Follow the Money Trail

Oct. 24, 2022
Should you harbor any doubts about fiber’s increasingly central role in the cable industry’s future, then just follow the money trail.

Should you harbor any doubts about fiber’s increasingly central role in the cable industry’s future, then just follow the money trail.

That’s what Dell’Oro Group is doing. In its latest quarterly report on the global broadband-access equipment market this past summer, the research and consulting firm revealed that cable operators are rapidly ramping up their capital spending on passive optical networking (PON) gear for new fiber-to-the-premises (FTTP) deployments.

For instance, Dell’Oro now expects cable operators to spend “well over $500 million on PON equipment between now and 2025,” according to Jeff Heynen, vice president of broadband access and home networking for the firm.
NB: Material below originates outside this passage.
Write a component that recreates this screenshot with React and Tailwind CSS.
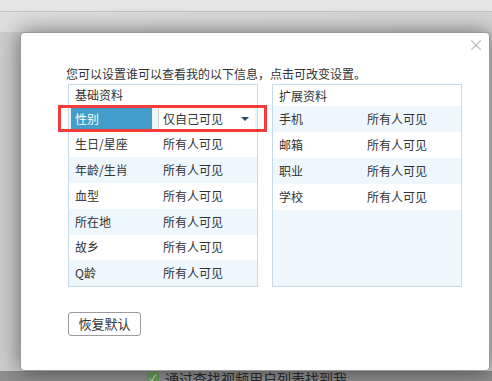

That sum represents a sharp uptick from his earlier broadband-equipment market forecasts.

Heynen cites growing sales of remote optical line terminals (OLTs), which are relatively new devices that can be snapped into cable’s fiber-optic nodes to support PON services, as a prime example of this trend. “To provide a quick data point, we see [cable] revenue for remote OLT platforms easily growing to over $50 million this year alone,” he wrote in an email response to questions. “Just this past quarter, total spending on remote OLTs jumped significantly, far more than we anticipated.”

Heynen said this surge in spending on OLTs and other PON gear reflects the cable industry’s acknowledgement that it needs to rely more heavily on FTTP and fiber-deep networks going forward to match the aggressive competitive moves by rival all-fiber and fixed-wireless access (FWA) providers. He expects this spending surge to continue over the next few years as broadband market competition keeps heating up.

“We always knew that a good percentage of greenfield buildouts were going to use fiber,” he wrote. “But now we're seeing some cable operators respond to increased competition from fiber overbuilders by moving to fiber themselves. That has resulted in the jump in cable spending on fiber equipment.”

Indeed, cable spending on fiber-friendly PON technology is rising in the context of surging spending on PON by the telecom industry overall. Heynen’s latest forecast projects that broadband providers of all stripes will lavish a total of $13.6 billion annually on PON equipment by 2026, up from $9.3 billion last year. That amounts to a whopping 46% increase over the course of just five years.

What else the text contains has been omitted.